Community members have been working for nearly a decade to care for the Kāhili and Nihokū areas by stopping vehicle traffic on the beach, holding monthly clean ups, and monitoring illegal commercial harvesting activities.  The community has retired development rights by securing land trust ownership of 17.63 acres and conservation easements on 150 acres, including the sensitive muliwai (river mouth) and riparian corridor. The volcanic crater above, Nihokū, is vital sea bird habitat protected from sea level rise, and a designated site for translocating native species, including the Hawaiian petrel and Newell shearwater. I am working with the Kiaʻi Kāhili and Nā Kiaʻi o Nihokū community entities on building stewardship partnerships with land owners, including the U.S. Fish and Wildlife Service through their Kīlauea Point Refuge, and the Hawaiian Islands Land Trust.  To enhance community stewardship and restore knowledge of the cultural history of the area, we conduct educational programs, seasonal observations and native species restoration with students, cultural practitioners including hālau, conservation and community groups.

Kīpuka Kuleana

This project aims to create ways for families to retain and continue to care for ancestral lands while maintaining community presence and connection to place.  Kīpuka Kuleana provides support to families working to keep ʻohana lands by connecting them with legal, counseling and ho`oponopono, financial, genealogy, and other resources.  Community researchers conduct genealogical, archival and Hawaiian lands searches to assist families while also providing training them to conduct their own.

ʻĀina Based Education

Our team contributes actively to learning on land with students of all ages from schools and other educational programs in the communities where we work.  On Kauaʻi, we partner with programs such as Waipā and Kawaikini Hawaiian language immersion and charter school to support student study and stewardship of Kauaʻi moku. Field trips focus on place names, moʻolelo (stories), knowledge of ahupuaʻa boundaries, kilo (observation), kupuna knowledge and understanding of coral reef ecosystems.  Students engage in water quality testing, coral reef and seaweed monitoring projects along with beach clean ups, invasive species eradication and other restoration activities.
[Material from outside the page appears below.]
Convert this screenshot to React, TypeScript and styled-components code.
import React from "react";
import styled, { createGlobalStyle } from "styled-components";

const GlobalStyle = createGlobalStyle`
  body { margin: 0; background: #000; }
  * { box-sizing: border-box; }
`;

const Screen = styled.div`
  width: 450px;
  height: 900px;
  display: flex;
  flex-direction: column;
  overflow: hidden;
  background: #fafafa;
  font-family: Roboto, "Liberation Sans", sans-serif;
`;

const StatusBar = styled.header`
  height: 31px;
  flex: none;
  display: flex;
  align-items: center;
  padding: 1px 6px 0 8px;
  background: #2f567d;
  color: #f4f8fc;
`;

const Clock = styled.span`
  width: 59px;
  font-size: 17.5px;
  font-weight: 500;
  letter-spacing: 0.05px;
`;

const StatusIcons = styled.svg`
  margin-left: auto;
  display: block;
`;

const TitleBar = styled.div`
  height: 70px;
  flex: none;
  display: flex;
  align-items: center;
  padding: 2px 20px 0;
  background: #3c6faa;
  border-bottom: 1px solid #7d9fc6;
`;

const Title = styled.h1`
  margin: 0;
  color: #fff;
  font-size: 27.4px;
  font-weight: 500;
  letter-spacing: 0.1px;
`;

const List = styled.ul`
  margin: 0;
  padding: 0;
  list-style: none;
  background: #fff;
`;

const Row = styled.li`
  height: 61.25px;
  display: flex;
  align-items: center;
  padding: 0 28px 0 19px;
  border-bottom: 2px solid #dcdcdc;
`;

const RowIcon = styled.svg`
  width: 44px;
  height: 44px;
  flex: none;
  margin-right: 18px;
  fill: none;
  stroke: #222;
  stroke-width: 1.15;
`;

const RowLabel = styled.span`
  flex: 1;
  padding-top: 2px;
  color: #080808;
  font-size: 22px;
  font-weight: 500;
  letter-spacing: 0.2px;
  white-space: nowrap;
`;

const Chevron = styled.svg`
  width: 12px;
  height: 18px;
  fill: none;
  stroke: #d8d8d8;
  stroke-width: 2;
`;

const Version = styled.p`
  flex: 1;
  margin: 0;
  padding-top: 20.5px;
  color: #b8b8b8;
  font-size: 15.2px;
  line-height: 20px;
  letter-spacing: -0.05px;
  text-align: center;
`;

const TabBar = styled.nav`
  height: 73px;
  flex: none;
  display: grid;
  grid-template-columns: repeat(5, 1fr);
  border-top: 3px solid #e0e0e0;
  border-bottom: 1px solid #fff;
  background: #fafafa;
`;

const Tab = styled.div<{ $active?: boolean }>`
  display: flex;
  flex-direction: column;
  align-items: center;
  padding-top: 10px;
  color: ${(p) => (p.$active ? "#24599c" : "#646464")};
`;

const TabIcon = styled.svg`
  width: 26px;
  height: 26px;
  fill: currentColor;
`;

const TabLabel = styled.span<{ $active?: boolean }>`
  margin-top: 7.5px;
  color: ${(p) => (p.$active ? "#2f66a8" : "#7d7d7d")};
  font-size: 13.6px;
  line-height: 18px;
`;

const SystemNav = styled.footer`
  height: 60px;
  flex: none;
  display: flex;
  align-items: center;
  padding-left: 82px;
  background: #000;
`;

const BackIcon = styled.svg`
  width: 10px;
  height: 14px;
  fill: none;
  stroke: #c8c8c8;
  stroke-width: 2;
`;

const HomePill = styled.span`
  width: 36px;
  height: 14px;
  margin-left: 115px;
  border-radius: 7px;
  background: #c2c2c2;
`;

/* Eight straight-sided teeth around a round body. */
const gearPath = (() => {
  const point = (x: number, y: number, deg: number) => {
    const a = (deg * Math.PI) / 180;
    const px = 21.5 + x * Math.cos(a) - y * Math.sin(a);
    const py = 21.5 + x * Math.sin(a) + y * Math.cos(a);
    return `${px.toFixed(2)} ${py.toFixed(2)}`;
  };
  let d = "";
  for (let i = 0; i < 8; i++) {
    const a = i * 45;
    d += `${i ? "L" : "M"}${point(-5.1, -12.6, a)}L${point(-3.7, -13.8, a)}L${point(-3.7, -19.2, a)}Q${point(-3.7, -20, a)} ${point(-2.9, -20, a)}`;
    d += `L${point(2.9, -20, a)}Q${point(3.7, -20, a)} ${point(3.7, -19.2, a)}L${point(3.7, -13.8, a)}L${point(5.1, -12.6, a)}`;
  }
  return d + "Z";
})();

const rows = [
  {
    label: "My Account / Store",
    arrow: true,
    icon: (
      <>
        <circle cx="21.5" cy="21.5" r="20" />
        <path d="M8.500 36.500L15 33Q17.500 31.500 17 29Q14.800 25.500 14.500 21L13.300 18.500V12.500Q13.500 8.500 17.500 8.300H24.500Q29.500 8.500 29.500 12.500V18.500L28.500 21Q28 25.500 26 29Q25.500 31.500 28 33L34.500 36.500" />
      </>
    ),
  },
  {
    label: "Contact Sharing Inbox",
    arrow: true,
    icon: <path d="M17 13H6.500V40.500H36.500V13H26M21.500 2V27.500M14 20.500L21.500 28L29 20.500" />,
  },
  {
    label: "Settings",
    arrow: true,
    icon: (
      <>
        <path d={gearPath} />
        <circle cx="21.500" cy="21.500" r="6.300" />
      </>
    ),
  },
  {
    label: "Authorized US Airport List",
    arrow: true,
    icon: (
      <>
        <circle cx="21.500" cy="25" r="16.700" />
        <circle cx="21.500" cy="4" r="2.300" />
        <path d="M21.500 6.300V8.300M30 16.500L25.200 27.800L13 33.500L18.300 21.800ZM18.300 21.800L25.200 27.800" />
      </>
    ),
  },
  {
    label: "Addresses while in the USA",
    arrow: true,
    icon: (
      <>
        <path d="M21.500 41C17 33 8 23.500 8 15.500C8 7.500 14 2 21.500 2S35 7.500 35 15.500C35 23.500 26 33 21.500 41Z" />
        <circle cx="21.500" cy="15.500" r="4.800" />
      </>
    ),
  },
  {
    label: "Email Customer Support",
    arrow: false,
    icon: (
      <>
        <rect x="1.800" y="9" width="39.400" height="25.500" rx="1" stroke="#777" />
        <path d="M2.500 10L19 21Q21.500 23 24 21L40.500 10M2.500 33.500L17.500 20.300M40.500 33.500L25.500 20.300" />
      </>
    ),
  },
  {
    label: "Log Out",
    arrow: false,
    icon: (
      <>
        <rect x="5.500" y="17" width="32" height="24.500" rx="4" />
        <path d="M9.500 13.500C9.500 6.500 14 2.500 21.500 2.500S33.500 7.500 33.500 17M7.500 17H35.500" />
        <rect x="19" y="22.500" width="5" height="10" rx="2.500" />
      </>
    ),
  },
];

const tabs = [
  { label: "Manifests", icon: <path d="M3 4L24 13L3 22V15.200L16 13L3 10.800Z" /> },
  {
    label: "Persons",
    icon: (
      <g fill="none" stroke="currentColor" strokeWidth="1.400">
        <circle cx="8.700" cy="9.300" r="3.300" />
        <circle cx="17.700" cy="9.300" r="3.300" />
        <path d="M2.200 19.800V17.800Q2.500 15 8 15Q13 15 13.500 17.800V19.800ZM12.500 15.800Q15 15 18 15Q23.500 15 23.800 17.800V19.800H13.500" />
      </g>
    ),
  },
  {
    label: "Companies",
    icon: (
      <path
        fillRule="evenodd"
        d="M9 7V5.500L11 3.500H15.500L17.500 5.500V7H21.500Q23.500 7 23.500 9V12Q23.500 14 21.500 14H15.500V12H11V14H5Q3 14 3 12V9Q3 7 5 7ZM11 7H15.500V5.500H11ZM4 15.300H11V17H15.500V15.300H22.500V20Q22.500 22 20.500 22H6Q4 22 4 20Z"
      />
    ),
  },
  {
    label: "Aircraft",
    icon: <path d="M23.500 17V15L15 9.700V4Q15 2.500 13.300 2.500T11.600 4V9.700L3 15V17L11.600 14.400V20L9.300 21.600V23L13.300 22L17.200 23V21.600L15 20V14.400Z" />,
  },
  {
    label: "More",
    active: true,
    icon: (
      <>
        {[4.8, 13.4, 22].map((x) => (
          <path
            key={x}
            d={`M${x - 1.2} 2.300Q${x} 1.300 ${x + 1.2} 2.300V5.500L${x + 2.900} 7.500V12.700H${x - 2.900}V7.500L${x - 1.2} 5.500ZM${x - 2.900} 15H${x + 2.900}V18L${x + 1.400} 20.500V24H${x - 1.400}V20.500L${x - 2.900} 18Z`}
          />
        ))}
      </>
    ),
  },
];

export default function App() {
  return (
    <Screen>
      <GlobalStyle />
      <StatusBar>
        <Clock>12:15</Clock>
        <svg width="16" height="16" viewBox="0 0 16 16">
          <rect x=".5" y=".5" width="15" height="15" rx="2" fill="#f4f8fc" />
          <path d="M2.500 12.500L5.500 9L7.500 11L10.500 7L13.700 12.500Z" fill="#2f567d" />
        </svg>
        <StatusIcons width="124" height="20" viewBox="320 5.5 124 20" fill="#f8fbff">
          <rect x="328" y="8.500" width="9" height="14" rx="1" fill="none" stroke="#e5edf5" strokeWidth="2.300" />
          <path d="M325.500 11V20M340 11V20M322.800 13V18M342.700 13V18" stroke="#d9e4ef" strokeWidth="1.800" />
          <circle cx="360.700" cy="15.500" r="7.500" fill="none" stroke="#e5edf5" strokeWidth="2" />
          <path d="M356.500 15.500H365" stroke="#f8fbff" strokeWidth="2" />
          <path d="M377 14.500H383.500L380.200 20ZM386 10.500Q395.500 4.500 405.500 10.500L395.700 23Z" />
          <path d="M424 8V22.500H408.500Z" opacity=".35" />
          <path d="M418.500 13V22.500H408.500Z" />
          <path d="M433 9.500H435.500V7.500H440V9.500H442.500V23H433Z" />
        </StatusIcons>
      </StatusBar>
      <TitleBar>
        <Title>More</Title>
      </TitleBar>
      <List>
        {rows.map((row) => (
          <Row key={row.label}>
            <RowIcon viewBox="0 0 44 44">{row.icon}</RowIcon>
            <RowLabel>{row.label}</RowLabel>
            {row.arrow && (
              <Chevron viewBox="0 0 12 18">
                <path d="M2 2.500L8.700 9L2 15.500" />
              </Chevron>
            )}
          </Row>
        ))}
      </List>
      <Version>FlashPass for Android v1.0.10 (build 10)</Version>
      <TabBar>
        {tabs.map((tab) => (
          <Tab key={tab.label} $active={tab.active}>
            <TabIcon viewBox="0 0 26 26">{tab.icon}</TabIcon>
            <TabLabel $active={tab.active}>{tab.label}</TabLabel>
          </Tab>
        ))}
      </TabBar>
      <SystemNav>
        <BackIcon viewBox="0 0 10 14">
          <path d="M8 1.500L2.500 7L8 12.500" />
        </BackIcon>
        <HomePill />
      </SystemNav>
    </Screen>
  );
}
Hāʻena – Community Based Subsistence Fishing Areas (CBSFAs)

I am engaged in multiple statewide efforts to develop policy to support community-government partnerships for coastal management in Hawaiʻi. My students and I supported the Hāʻena community in creating the stateʻs first permanent community managed subsistence fishing area in 2015 and continue to support their efforts including community monitoring, ongoing evaluation and public outreach. I support designation for other communities through work with DAR and the E Alu Pū Network of KUA, Kua ʻĀina Ulu ʻAuamo. (Photos by Kim Moa).
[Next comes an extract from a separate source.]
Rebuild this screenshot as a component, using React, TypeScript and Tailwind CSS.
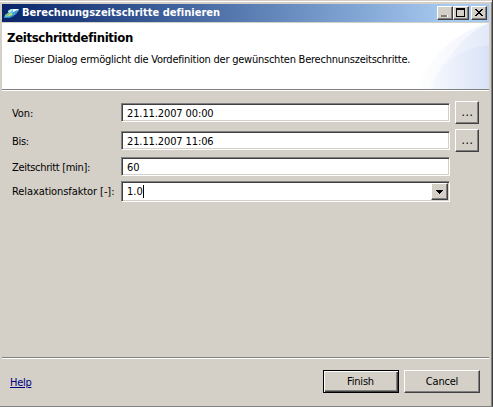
import type { ReactNode } from 'react';

const raised =
  'bg-[#d4d0c8] border border-t-white border-l-white border-r-[#404040] border-b-[#404040] shadow-[inset_-1px_-1px_0_#808080]';
const sunken =
  'bg-white border border-t-[#808080] border-l-[#808080] border-r-white border-b-white shadow-[inset_1px_1px_0_#404040,inset_-1px_-1px_0_#d4d0c8]';

function Field({ label, value, tracking = 'tracking-[-0.1px]' }: { label: string; value: string; tracking?: string }) {
  return (
    <>
      <label className={`w-[109px] shrink-0 pt-[3px] ${tracking}`}>{label}</label>
      <div className={`h-[19px] w-[329px] shrink-0 pl-[5px] leading-[19px] tracking-[-0.11px] ${sunken}`}>{value}</div>
    </>
  );
}

function BrowseButton() {
  return (
    <button className={`ml-[5px] h-[23px] w-6 shrink-0 pl-px text-[12px] leading-[21px] tracking-[0.6px] ${raised}`}>...</button>
  );
}

function CaptionButton({ children, className = '' }: { children: ReactNode; className?: string }) {
  return (
    <button className={`h-[14px] w-4 shrink-0 ${raised} ${className}`}>
      <svg className="block h-3 w-[14px]" viewBox="0 0 14 12" shapeRendering="crispEdges">
        {children}
      </svg>
    </button>
  );
}

function AppIcon() {
  return (
    <svg className="h-4 w-4 shrink-0" viewBox="0 0 16 16">
      <path d="M4 6L7 4H14L15 5L12 9L9 11L4 13H0L1 10L5 7Z" fill="#55b8e4" />
      <path d="M4 6L7 4H10L8 6L6 8L4 7Z" fill="#a9e6f6" />
      <path d="M9 4H15L12 7H9Z" fill="#effcff" />
      <path d="M11 6L14 5L12 9L9 10L9 8Z" fill="#399bd0" />
      <path d="M1 10L5 8H8L6 11L2 12Z" fill="#78c98a" />
      <path d="M4 10L8 8L8 10L5 11Z" fill="#c8dc63" />
      <path d="M0 12L5 12L9 10L10 11L6 13H1Z" fill="#2686c9" />
    </svg>
  );
}

export default function App() {
  return (
    <div className="flex h-[407px] w-[493px] flex-col overflow-hidden border-r border-b border-r-[#404040] border-b-[#808080] bg-[#d4d0c8] pt-1 pl-[2px] font-['DejaVu_Sans_Condensed','DejaVu_Sans',sans-serif] text-[11px] whitespace-nowrap text-black shadow-[inset_0_1px_0_#d4d0c8,inset_0_2px_0_#fff,inset_-1px_0_0_#808080] [font-stretch:condensed]">
      <header className="flex h-[18px] w-[487px] shrink-0 items-center bg-linear-to-r from-[#0a246a] to-[#a6caf0] to-92% pr-[2px] pl-[2px]">
        <AppIcon />
        <h1 className="ml-[2px] flex-1 leading-[18px] font-bold tracking-[0.02px] text-white">Berechnungszeitschritte definieren</h1>
        <CaptionButton><path d="M3 8h6v2H3z" fill="#808080" /><path d="M4 10h6V8H9v2H4z" fill="white" /></CaptionButton>
        <CaptionButton><path d="M2 1h9v9H2zM3 3v6h7V3z" fillRule="evenodd" /></CaptionButton>
        <CaptionButton className="ml-[2px]"><path d="M3 2h2v1h1v1h2V3h1V2h2v1h-1v1H9v1H8v1h1v1h1v1h1v1H9V8H8V7H6v1H5v1H3V8h1V7h1V6h1V5H5V4H4V3H3z" fill="black" /></CaptionButton>
      </header>

      <section className="mt-px flex h-[66px] w-[487px] shrink-0 justify-between bg-white">
        <div className="min-w-0 flex-1 pt-[6px] pl-[5px]">
          <h2 className="text-[13px] leading-[18px] font-bold tracking-[-0.33px]">Zeitschrittdefinition</h2>
          <p className="pt-[5px] pl-[7px] leading-[16px] tracking-[-0.235px]">Dieser Dialog ermöglicht die Vordefinition der gewünschten Berechnunszeitschritte.</p>
        </div>
        <svg className="h-[66px] w-[75px] shrink-0" viewBox="0 0 75 66">
          <defs>
            <linearGradient id="outer" x1="0" x2="1"><stop stopColor="#fff" /><stop offset="1" stopColor="#e2e9f8" /></linearGradient>
            <linearGradient id="inner" x1="0" x2="1"><stop stopColor="#f7f9fe" /><stop offset="1" stopColor="#d9e2f6" /></linearGradient>
          </defs>
          <path d="M0 66Q25 14 75 0V66Z" fill="url(#outer)" />
          <path d="M35 35Q50 12 75 0Q24 14 0 66H16Q24 45 35 35Z" fill="white" opacity=".45" />
          <path d="M16 66Q31 27 75 22V66Z" fill="url(#inner)" />
        </svg>
      </section>
      <div className="h-[2px] w-[487px] shrink-0 border-t border-b border-t-[#808080] border-b-white" />

      <main className="flex h-[266px] shrink-0 flex-col pt-[10px] pl-[10px]">
        <div className="flex h-[23px] items-center">
          <Field label="Von:" value="21.11.2007 00:00" />
          <BrowseButton />
        </div>
        <div className="mt-[5px] flex h-[23px] items-center">
          <Field label="Bis:" value="21.11.2007 11:06" tracking="tracking-[-0.3px]" />
          <BrowseButton />
        </div>
        <div className="mt-[5px] flex h-[19px] items-center">
          <Field label="Zeitschritt [min]:" value="60" tracking="tracking-[-0.32px]" />
        </div>
        <div className="mt-[5px] flex h-[21px] items-center">
          <label className="w-[109px] shrink-0 pt-px tracking-[-0.09px]">Relaxationsfaktor [-]:</label>
          <div className={`flex h-[21px] w-[329px] items-center justify-between pr-px pl-[5px] ${sunken}`}>
            <span className="border-r border-black leading-[13px]">1.0</span>
            <button className={`flex h-[17px] w-[17px] items-center justify-center ${raised}`}>
              <svg className="h-1 w-[7px]" viewBox="0 0 7 4" shapeRendering="crispEdges"><path d="M0 0h7v1H6v1H5v1H4v1H3V3H2V2H1V1H0z" /></svg>
            </button>
          </div>
        </div>
      </main>

      <div className="h-[2px] w-[487px] shrink-0 border-t border-b border-t-[#808080] border-b-white" />
      <footer className="flex shrink-0 items-center pt-[11px] pl-[8px]">
        <a className="w-[313px] pt-[3px] tracking-[-0.3px] text-[#000080] underline underline-offset-1">Help</a>
        <button className="h-[23px] w-[76px] border border-black bg-[#d4d0c8] pt-px pr-px tracking-[-0.2px] shadow-[inset_1px_1px_0_#fff,inset_-1px_-1px_0_#404040,inset_-2px_-2px_0_#808080]">Finish</button>
        <button className={`ml-[5px] h-[23px] w-[76px] pt-px tracking-[-0.2px] ${raised}`}>Cancel</button>
      </footer>
    </div>
  );
}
Enhancing Resilience: Lessons From the April 2018 Kauaʻi Flood Relief – Hālana ka Manaʻo 

In April 2018, Haleleʻa, Kauaʻi, set a US record for 24-hour rainfall (49.69 in), causing flooding, landslides and $19.7 million in losses. I am the Principal Investigator, with a team of four Co-PIʻs in Atmospheric and Hydrological Sciences, seven community non-profits, and the Kauaʻi Emergency Management Agency in a project to enhance flood resilience. Funded by the inaugural National Science Foundation, Department of Energy, and Department of Homeland Security CIVIC Innovation Challenge award, our project focuses on piloting indigenous and emerging technologies for watershed monitoring and management within community settings. We have created both baseline studies and genealogies of streams; piloted removal of invasive species such as albizia to minimize blockages and debris; analyzed Hawaiian language newspapers, satellite and rain gauge data to understand rainfall trends; deployed weather stations and other monitoring technologies to identify the role atmospheric variables play in changing flood conditions, while developing online platforms to communicate this risk to the public. Our research, which informed the 2022 Kauaʻi Climate Adaptation Plan and supports community management of a model shuttle system for Hāʻena state park, has also been shared for transferability and maximum impact with 400 people across Kauai and Hawaiʻi, and in forums with agencies and communities working on resilience to climate change induced disasters in Washington D.C., Puerto Rico, New Mexico, Lima and Nairobi. Our grant has supported 6 students along with 12 community research assistants, exemplifying how my research program builds local research capacity while seeding community-based economic development in ʻāina fields.

E Hoʻolau Kānaka

In 2018, I co-chaired OHA’s first ever ʻĀina summit to address accelerating threats to Hawaiʻi’s lands and waters, and raise community efforts to greater levels of collective impact. Over two hundred community, non-profit and government leaders from across the pae ʻāina attended the two-day event. Discussion and action planning revolved around: expanding community stewardship of lands; retaining and restoring lands for Hawaiʻi’s people; forwarding culturally grounded decision-making; adaptation to climate change; sharing existing resources, tools and lessons; identifying key barriers and solutions; building relationships and supporting networks to forward action and solutions. Seven of my students helped to take notes, create daily summary presentations and synthesize recommendations for the summit report and action plan.